- **DATA EXCERPT**
--- begin ---

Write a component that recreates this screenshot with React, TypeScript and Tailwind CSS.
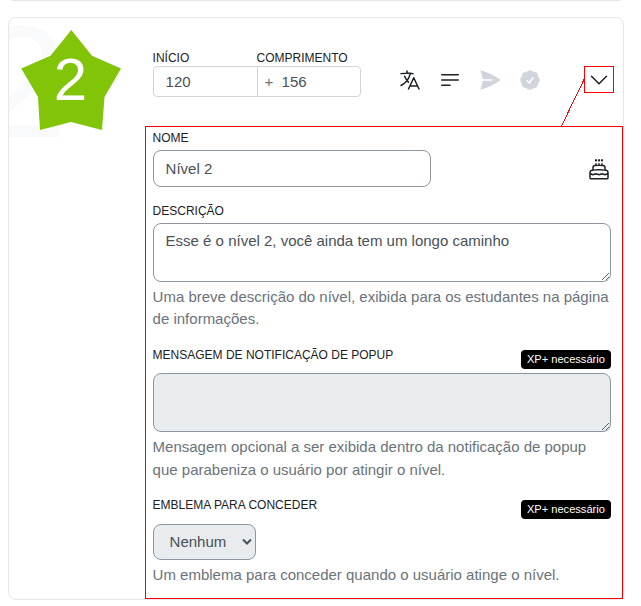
import React from "react";
import {
  HiOutlineLanguage,
  HiOutlineBars3BottomLeft,
  HiPaperAirplane,
  HiCheckBadge,
  HiOutlineChevronDown,
  HiOutlineCake,
} from "react-icons/hi2";

function Label({ children }: { children: React.ReactNode }) {
  return <div className="text-[12px] leading-4 whitespace-nowrap text-[#1d2125]">{children}</div>;
}

function Help({ children }: { children: React.ReactNode }) {
  return <p className="text-[15px] leading-[22.5px] text-[#6a737b]">{children}</p>;
}

function Tag() {
  return (
    <span className="h-[19px] w-[90px] rounded-[4px] bg-black pl-[6.3px] text-[11.1px] leading-[19px] whitespace-nowrap text-white">
      XP+ necessário
    </span>
  );
}

function StarBadge() {
  return (
    <div className="relative h-[120px] w-[143.6px] shrink-0">
      <span className="absolute top-[-28px] left-[-32px] text-[160px] leading-[184px] text-[#f9fafb]">2</span>
      <svg className="absolute top-[12px] left-[12px]" width="101" height="101" viewBox="0 0 101 101">
        <polygon points="50.3,0 71,25.7 100,38.5 83.5,67 81,100 50,92 19,100 17,67 0.3,38.5 29.5,25.7" fill="#81c408" />
      </svg>
      <span className="absolute top-[27px] left-[12px] w-[99px] text-center text-[60px] leading-[69px] text-white">2</span>
    </div>
  );
}

export default function App() {
  return (
    <div
      className="relative h-[606px] w-[641px] overflow-hidden bg-white"
      style={{ fontFamily: '"Liberation Sans", Arial, sans-serif' }}
    >
      <div className="ml-2 h-px w-[616px] px-1">
        <div className="h-px bg-[#e5e7eb]" />
      </div>
      <section className="mt-4 ml-2 flex h-[583px] w-[616px] overflow-hidden rounded-lg border border-[#e5e7eb]">
        <StarBadge />
        <div className="w-[458px]">
          <div className="flex h-[108px] pt-8">
            <div className="w-[208px] shrink-0">
              <div className="flex">
                <div className="w-[104px]"><Label>INÍCIO</Label></div>
                <Label>COMPRIMENTO</Label>
              </div>
              <div className="flex h-[31px] rounded-[4px] border border-[#d1d5db] text-[15px] leading-[29px] text-[#495057]">
                <div className="w-[104px] border-r border-[#d1d5db] pl-3">120</div>
                <div className="flex pl-[7px]">
                  <span className="w-[17px] text-[#6a737b]">+</span>
                  <span>156</span>
                </div>
              </div>
            </div>
            <div className="flex flex-1 pt-[18px] pl-[37px] text-[#1d2125]">
              <HiOutlineLanguage className="h-6 w-6" />
              <HiOutlineBars3BottomLeft className="ml-4 h-6 w-6" />
              <HiPaperAirplane className="ml-4 h-6 w-6 text-[#d1d5db]" />
              <HiCheckBadge className="ml-4 h-6 w-6 text-[#d1d5db]" />
              <HiOutlineChevronDown className="mr-0 ml-auto h-6 w-6" />
            </div>
          </div>

          <div className="pt-[4px]"><Label>NOME</Label></div>
          <div className="mt-[4px] flex items-center justify-between">
            <div className="h-[37px] w-[278px] rounded-lg border border-[#8f959e] px-3 text-[15px] leading-[35px] text-[#495057]">
              Nível 2
            </div>
            <HiOutlineCake className="h-6 w-6 text-[#1d2125]" />
          </div>

          <div className="mt-4"><Label>DESCRIÇÃO</Label></div>
          <textarea
            className="mt-1 block h-[59px] w-full resize rounded-lg border border-[#8f959e] px-3 py-[6px] text-[15px] leading-[22.5px] text-[#495057]"
            defaultValue="Esse é o nível 2, você ainda tem um longo caminho"
          />
          <div className="mt-[3.7px] mb-[16.3px]">
            <Help>Uma breve descrição do nível, exibida para os estudantes na página de informações.</Help>
          </div>

          <div className="flex h-[26px] items-start justify-between">
            <Label>MENSAGEM DE NOTIFICAÇÃO DE POPUP</Label>
            <div className="flex pt-[3px]"><Tag /></div>
          </div>
          <textarea
            disabled
            className="block h-[59px] w-full resize rounded-lg border border-[#8f959e] bg-[#e9ecef]"
          />
          <div className="mt-[4.2px] mb-[15.8px]">
            <Help>Mensagem opcional a ser exibida dentro da notificação de popup que parabeniza o usuário por atingir o nível.</Help>
          </div>

          <div className="flex h-[27px] items-start justify-between">
            <Label>EMBLEMA PARA CONCEDER</Label>
            <div className="flex pt-[3px]"><Tag /></div>
          </div>
          <div className="flex h-9 w-[103px] items-center justify-between rounded-lg border border-[#8f959e] bg-[#e9ecef] pr-[3px] pl-4 text-[15px] text-[#495057]">
            Nenhum
            <svg width="10" height="8" viewBox="0 0 10 8" fill="none" stroke="#495057" strokeWidth="2">
              <path d="M1 1.5 5 5.5 9 1.5" />
            </svg>
          </div>
          <div className="mt-[4px]">
            <Help>Um emblema para conceder quando o usuário atinge o nível.</Help>
          </div>
        </div>
      </section>

      <svg className="pointer-events-none absolute inset-0" width="641" height="606" fill="none" stroke="#ff0000" shapeRendering="crispEdges">
        <rect x="145.5" y="126.5" width="477" height="472" />
        <rect x="584.5" y="66.5" width="29" height="26" />
        <path d="M584 79.5 561.5 126" />
      </svg>
    </div>
  );
}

--- end ---

- **DIRECTIVE**
Print out the whole of the material word for word, without pictures.

- **TASK OUTPUT**
Write a component that recreates this screenshot with React, TypeScript and Tailwind CSS.
import React from "react";
import {
  HiOutlineLanguage,
  HiOutlineBars3BottomLeft,
  HiPaperAirplane,
  HiCheckBadge,
  HiOutlineChevronDown,
  HiOutlineCake,
} from "react-icons/hi2";

function Label({ children }: { children: React.ReactNode }) {
  return <div className="text-[12px] leading-4 whitespace-nowrap text-[#1d2125]">{children}</div>;
}

function Help({ children }: { children: React.ReactNode }) {
  return <p className="text-[15px] leading-[22.5px] text-[#6a737b]">{children}</p>;
}

function Tag() {
  return (
    <span className="h-[19px] w-[90px] rounded-[4px] bg-black pl-[6.3px] text-[11.1px] leading-[19px] whitespace-nowrap text-white">
      XP+ necessário
    </span>
  );
}

function StarBadge() {
  return (
    <div className="relative h-[120px] w-[143.6px] shrink-0">
      <span className="absolute top-[-28px] left-[-32px] text-[160px] leading-[184px] text-[#f9fafb]">2</span>
      <svg className="absolute top-[12px] left-[12px]" width="101" height="101" viewBox="0 0 101 101">
        <polygon points="50.3,0 71,25.7 100,38.5 83.5,67 81,100 50,92 19,100 17,67 0.3,38.5 29.5,25.7" fill="#81c408" />
      </svg>
      <span className="absolute top-[27px] left-[12px] w-[99px] text-center text-[60px] leading-[69px] text-white">2</span>
    </div>
  );
}

export default function App() {
  return (
    <div
      className="relative h-[606px] w-[641px] overflow-hidden bg-white"
      style={{ fontFamily: '"Liberation Sans", Arial, sans-serif' }}
    >
      <div className="ml-2 h-px w-[616px] px-1">
        <div className="h-px bg-[#e5e7eb]" />
      </div>
      <section className="mt-4 ml-2 flex h-[583px] w-[616px] overflow-hidden rounded-lg border border-[#e5e7eb]">
        <StarBadge />
        <div className="w-[458px]">
          <div className="flex h-[108px] pt-8">
            <div className="w-[208px] shrink-0">
              <div className="flex">
                <div className="w-[104px]"><Label>INÍCIO</Label></div>
                <Label>COMPRIMENTO</Label>
              </div>
              <div className="flex h-[31px] rounded-[4px] border border-[#d1d5db] text-[15px] leading-[29px] text-[#495057]">
                <div className="w-[104px] border-r border-[#d1d5db] pl-3">120</div>
                <div className="flex pl-[7px]">
                  <span className="w-[17px] text-[#6a737b]">+</span>
                  <span>156</span>
                </div>
              </div>
            </div>
            <div className="flex flex-1 pt-[18px] pl-[37px] text-[#1d2125]">
              <HiOutlineLanguage className="h-6 w-6" />
              <HiOutlineBars3BottomLeft className="ml-4 h-6 w-6" />
              <HiPaperAirplane className="ml-4 h-6 w-6 text-[#d1d5db]" />
              <HiCheckBadge className="ml-4 h-6 w-6 text-[#d1d5db]" />
              <HiOutlineChevronDown className="mr-0 ml-auto h-6 w-6" />
            </div>
          </div>

          <div className="pt-[4px]"><Label>NOME</Label></div>
          <div className="mt-[4px] flex items-center justify-between">
            <div className="h-[37px] w-[278px] rounded-lg border border-[#8f959e] px-3 text-[15px] leading-[35px] text-[#495057]">
              Nível 2
            </div>
            <HiOutlineCake className="h-6 w-6 text-[#1d2125]" />
          </div>

          <div className="mt-4"><Label>DESCRIÇÃO</Label></div>
          <textarea
            className="mt-1 block h-[59px] w-full resize rounded-lg border border-[#8f959e] px-3 py-[6px] text-[15px] leading-[22.5px] text-[#495057]"
            defaultValue="Esse é o nível 2, você ainda tem um longo caminho"
          />
          <div className="mt-[3.7px] mb-[16.3px]">
            <Help>Uma breve descrição do nível, exibida para os estudantes na página de informações.</Help>
          </div>

          <div className="flex h-[26px] items-start justify-between">
            <Label>MENSAGEM DE NOTIFICAÇÃO DE POPUP</Label>
            <div className="flex pt-[3px]"><Tag /></div>
          </div>
          <textarea
            disabled
            className="block h-[59px] w-full resize rounded-lg border border-[#8f959e] bg-[#e9ecef]"
          />
          <div className="mt-[4.2px] mb-[15.8px]">
            <Help>Mensagem opcional a ser exibida dentro da notificação de popup que parabeniza o usuário por atingir o nível.</Help>
          </div>

          <div className="flex h-[27px] items-start justify-between">
            <Label>EMBLEMA PARA CONCEDER</Label>
            <div className="flex pt-[3px]"><Tag /></div>
          </div>
          <div className="flex h-9 w-[103px] items-center justify-between rounded-lg border border-[#8f959e] bg-[#e9ecef] pr-[3px] pl-4 text-[15px] text-[#495057]">
            Nenhum
            <svg width="10" height="8" viewBox="0 0 10 8" fill="none" stroke="#495057" strokeWidth="2">
              <path d="M1 1.5 5 5.5 9 1.5" />
            </svg>
          </div>
          <div className="mt-[4px]">
            <Help>Um emblema para conceder quando o usuário atinge o nível.</Help>
          </div>
        </div>
      </section>

      <svg className="pointer-events-none absolute inset-0" width="641" height="606" fill="none" stroke="#ff0000" shapeRendering="crispEdges">
        <rect x="145.5" y="126.5" width="477" height="472" />
        <rect x="584.5" y="66.5" width="29" height="26" />
        <path d="M584 79.5 561.5 126" />
      </svg>
    </div>
  );
}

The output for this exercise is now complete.